>> Begin Given material

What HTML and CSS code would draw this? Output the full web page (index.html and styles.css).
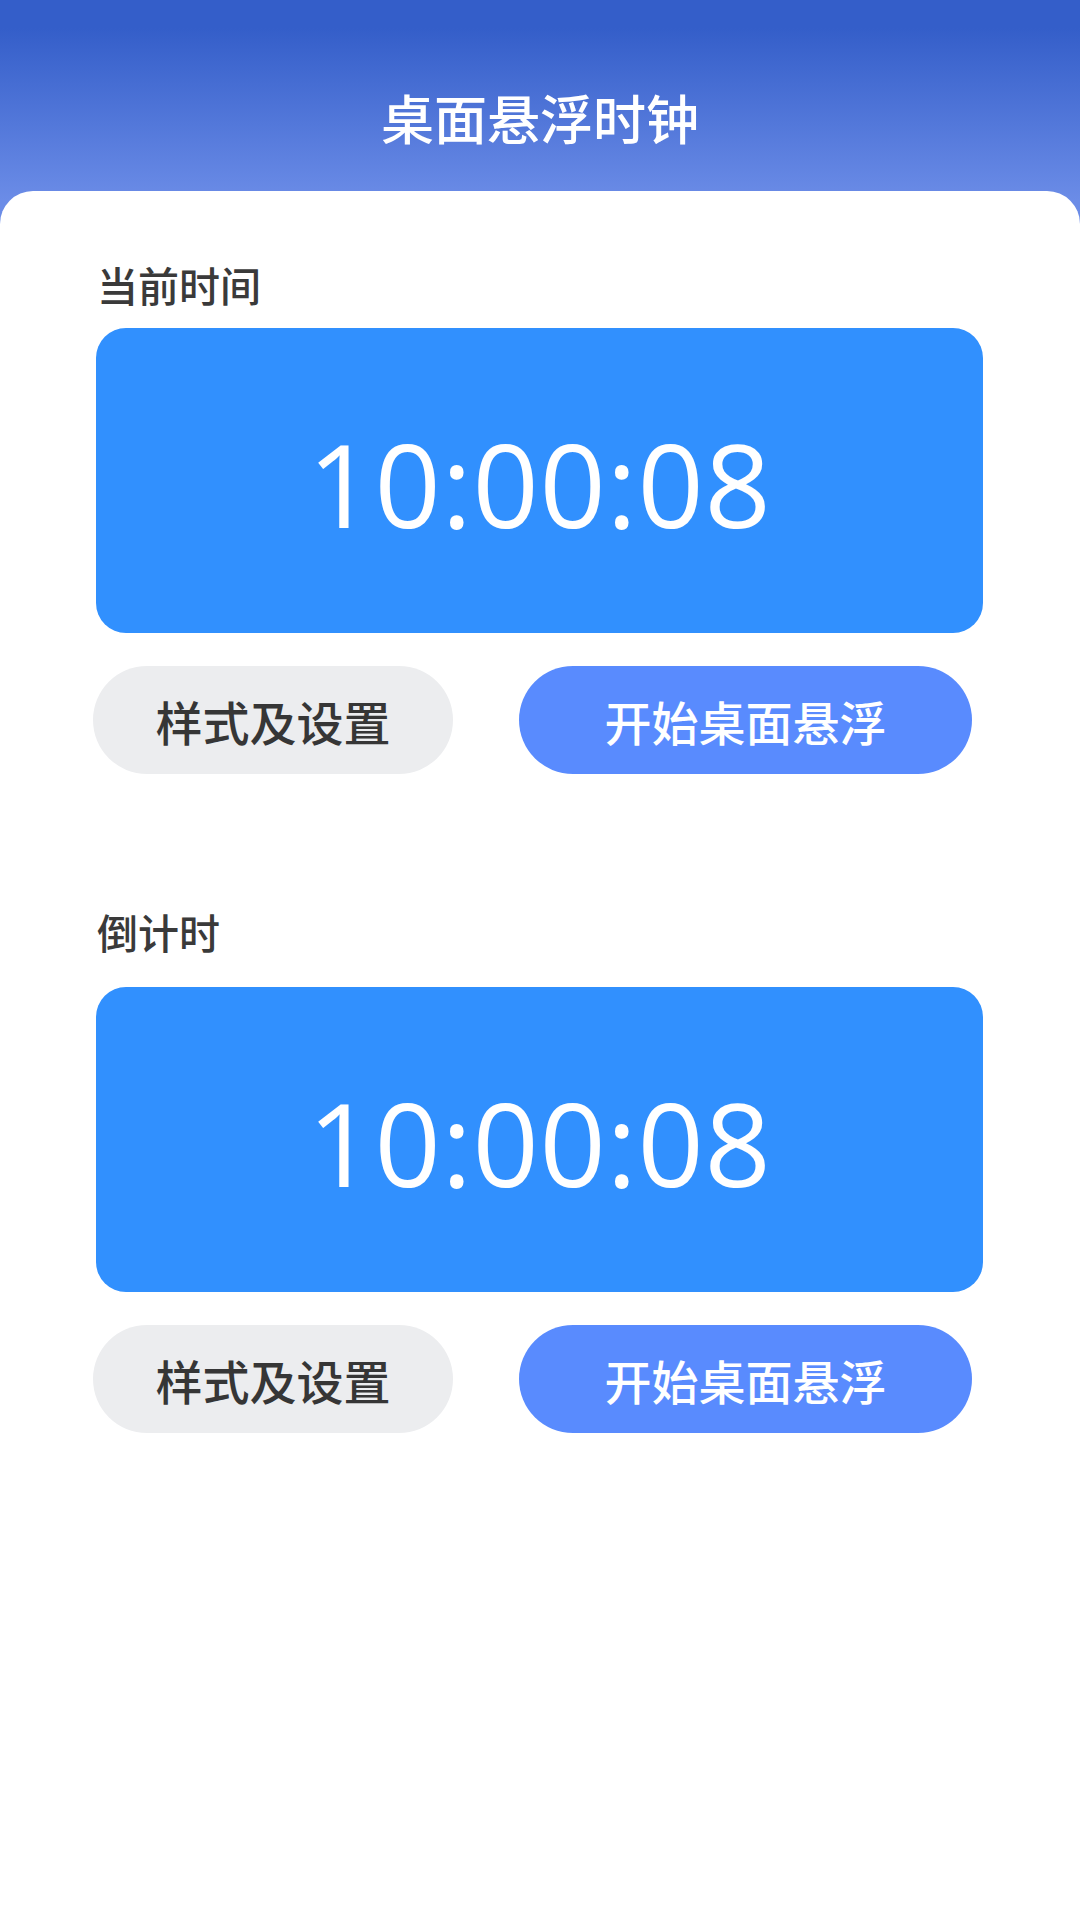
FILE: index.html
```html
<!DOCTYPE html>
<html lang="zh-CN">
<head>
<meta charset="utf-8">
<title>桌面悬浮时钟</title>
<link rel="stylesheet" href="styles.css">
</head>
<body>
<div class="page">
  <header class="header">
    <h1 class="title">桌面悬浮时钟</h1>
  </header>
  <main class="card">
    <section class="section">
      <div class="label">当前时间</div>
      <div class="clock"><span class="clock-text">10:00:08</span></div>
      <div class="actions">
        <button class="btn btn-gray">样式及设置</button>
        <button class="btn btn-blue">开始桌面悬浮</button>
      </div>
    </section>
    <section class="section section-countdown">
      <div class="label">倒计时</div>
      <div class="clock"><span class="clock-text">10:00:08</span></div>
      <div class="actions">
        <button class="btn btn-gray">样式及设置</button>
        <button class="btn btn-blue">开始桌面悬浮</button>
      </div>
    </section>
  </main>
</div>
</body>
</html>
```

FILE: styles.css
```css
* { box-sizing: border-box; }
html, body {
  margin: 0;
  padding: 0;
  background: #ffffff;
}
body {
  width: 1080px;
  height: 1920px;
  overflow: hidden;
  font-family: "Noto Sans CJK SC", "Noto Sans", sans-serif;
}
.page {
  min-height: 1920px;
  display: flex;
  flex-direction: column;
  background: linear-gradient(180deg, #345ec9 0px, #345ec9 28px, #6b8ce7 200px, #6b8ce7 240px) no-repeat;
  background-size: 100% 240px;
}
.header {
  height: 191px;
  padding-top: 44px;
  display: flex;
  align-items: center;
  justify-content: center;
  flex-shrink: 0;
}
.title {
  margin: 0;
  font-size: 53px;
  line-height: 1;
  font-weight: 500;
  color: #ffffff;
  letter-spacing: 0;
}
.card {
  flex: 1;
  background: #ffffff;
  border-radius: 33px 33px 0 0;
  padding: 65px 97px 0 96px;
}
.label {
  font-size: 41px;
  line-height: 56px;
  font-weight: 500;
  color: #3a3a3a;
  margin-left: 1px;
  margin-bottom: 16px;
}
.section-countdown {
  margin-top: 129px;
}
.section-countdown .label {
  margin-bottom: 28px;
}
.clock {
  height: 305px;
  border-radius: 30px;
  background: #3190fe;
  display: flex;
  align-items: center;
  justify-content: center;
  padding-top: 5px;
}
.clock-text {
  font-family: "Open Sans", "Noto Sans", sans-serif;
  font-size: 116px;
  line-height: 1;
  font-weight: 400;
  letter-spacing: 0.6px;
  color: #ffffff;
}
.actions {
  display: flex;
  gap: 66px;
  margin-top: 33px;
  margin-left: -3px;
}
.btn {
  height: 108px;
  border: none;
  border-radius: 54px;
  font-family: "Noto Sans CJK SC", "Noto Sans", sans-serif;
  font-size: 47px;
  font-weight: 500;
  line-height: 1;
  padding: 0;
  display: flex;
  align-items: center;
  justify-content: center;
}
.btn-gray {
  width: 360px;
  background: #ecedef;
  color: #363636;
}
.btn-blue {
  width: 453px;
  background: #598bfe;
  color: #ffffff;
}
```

>> End Given material

* [Written request] Find each line with the string "page" and copy it out.

* [Solution to this exercise]
What HTML and CSS code would draw this? Output the full web page (index.html and styles.css).
<div class="page">
.page {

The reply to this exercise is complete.